American stage actor (born 1947)

Walter Willison (born June 24, 1947) is an American stage actor.

==Career==
He starred on Broadway in Norman, Is That You?, Two By Two, Pippin (as Pippin), Wild and Wonderful, Grand Hotel, A Christmas Carol at Madison Square Garden, and as The Celebrant in Leonard Bernstein's Mass at The Kennedy Center. Willison has starred in regional productions of Carousel Carnival!, Two By Two, Oklahoma!, South Pacific, Fiddler on the Roof, On a Clear Day You Can See Forever, Your Own Thing, and as El Gallo in the First International Tour of The Fantasticks in Japan.

Willison has also performed on television, on the NBC soap opera Days of Our Lives and he starred in the 1976 NBC Saturday morning family sitcom, McDuff, the Talking Dog. His films include Ziegfeld: The Man and His Women, Harry and Walter Go To New York, Fantasies, and with an All Star cast of theatrical legends in Rick McKay's film Broadway: Beyond the Golden Age (2020). He starred in The Rattlestick Theater's streaming musical Gen Speak: Love Songs, and he is a guest star on the streaming TV series Sami starring Cindy Williams on Amazon Prime.

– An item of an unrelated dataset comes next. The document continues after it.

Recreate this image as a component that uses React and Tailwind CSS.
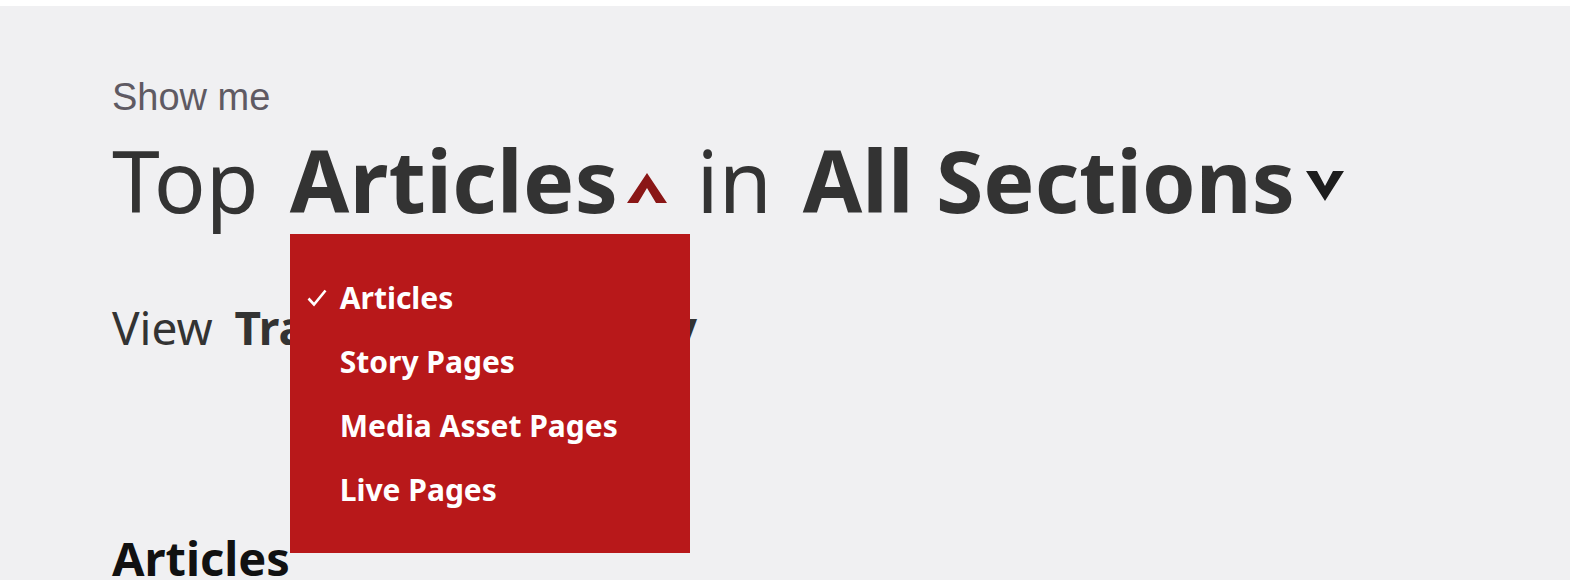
const sans = "font-['Noto_Sans','Open_Sans',sans-serif]";

const options = ["Articles", "Story Pages", "Media Asset Pages", "Live Pages"];

function ChevronUp() {
  return (
    <svg width="40" height="30" viewBox="0 0 40 30" className="fill-[#8a1616]">
      <polygon points="0,30 20,0 40,30 29,30 20,15 11,30" />
    </svg>
  );
}

function ChevronDown() {
  return (
    <svg width="38" height="30" viewBox="0 0 38 30" className="fill-[#1e1e1e]">
      <polygon points="0,0 11,0 19,15 27,0 38,0 19,30" />
    </svg>
  );
}

function Check() {
  return (
    <svg width="20" height="18" viewBox="0 0 20 18" fill="none" stroke="white" strokeWidth="2.6">
      <path d="M1.5 9.5 L7 15.5 L18.5 1.5" />
    </svg>
  );
}

export default function App() {
  return (
    <div className={`min-h-screen bg-white pt-[6px] ${sans}`}>
      <main className="h-[574px] overflow-hidden bg-[#f0f0f2] pl-[112px]">
        <p className="pt-[72px] font-['Liberation_Sans',Arial,sans-serif] text-[38px] leading-none text-[#5f5a63]">
          Show me
        </p>

        <h1 className="mt-[21px] flex h-[86px] items-start text-[86px] leading-none text-[#333]">
          <span className="font-normal">Top</span>
          <span className="relative ml-[31px] flex items-start">
            <span className="font-bold tracking-[0.4px]">Articles</span>
            <span className="ml-[9px] mt-[36px]">
              <ChevronUp />
            </span>
            <div className="absolute left-0 top-[97px] z-10 h-[319px] w-[400px] bg-[#b8181a] pt-[32px]">
              <ul>
                {options.map((o, i) => (
                  <li key={o} className="flex h-[64px] items-center text-[30px] font-bold leading-[64px] text-white">
                    <span className="flex w-[50px] justify-end pr-[13px]">{i === 0 && <Check />}</span>
                    {o}
                  </li>
                ))}
              </ul>
            </div>
          </span>
          <span className="ml-[29px] font-normal">in</span>
          <span className="ml-[31px] flex items-start">
            <span className="font-bold">All Sections</span>
            <span className="ml-[11px] mt-[34px]">
              <ChevronDown />
            </span>
          </span>
        </h1>

        <p className="mt-[81px] text-[46px] leading-none text-[#333]">
          View <span className="ml-[10px] font-bold">Traffic for Yesterday</span>
        </p>

        <h2 className="mt-[185px] text-[47px] font-bold leading-none text-[#111]">Articles</h2>
      </main>
    </div>
  );
}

Willison has directed productions around the United States, from San Diego's Old Globe Theater to Off-Broadway, and in cabarets and nightclubs. He conceived and directed Grand Hotel: The 25th Anniversary Reunion Concert starring Liliane Montevecchi and members of the original Broadwat cast, at 54 Below in 2015, conceived, wrote and directed Martin Charnin's The 1977 Annie Christmas TV Special: Live in Concert costarring with Shelly Burch and members of the original Broadway and TV cast at The Cutting Room, and Grand Hotel: The 30th Anniversary Celebration in Concert, benefitting the Actors Fund, directing and costarring with Broadway cast members John Schneider and Karen Akers, and Sachi Parker in 2019. He came full circle when he conceived, directed and starred as Noah opposite Tony Award winner Karen Ziemba in "Two By Two: The 50th Anniversary Virtual Concert" benefitting the Actors Fund, a streaming production of the musical which premiered on New Year's Day of 2021.

==Awards==
He received a Tony Award nomination and Theatre World Award for his Broadway musical debut in Richard Rodgers' and Martin Charnin's Biblical musical Two by Two.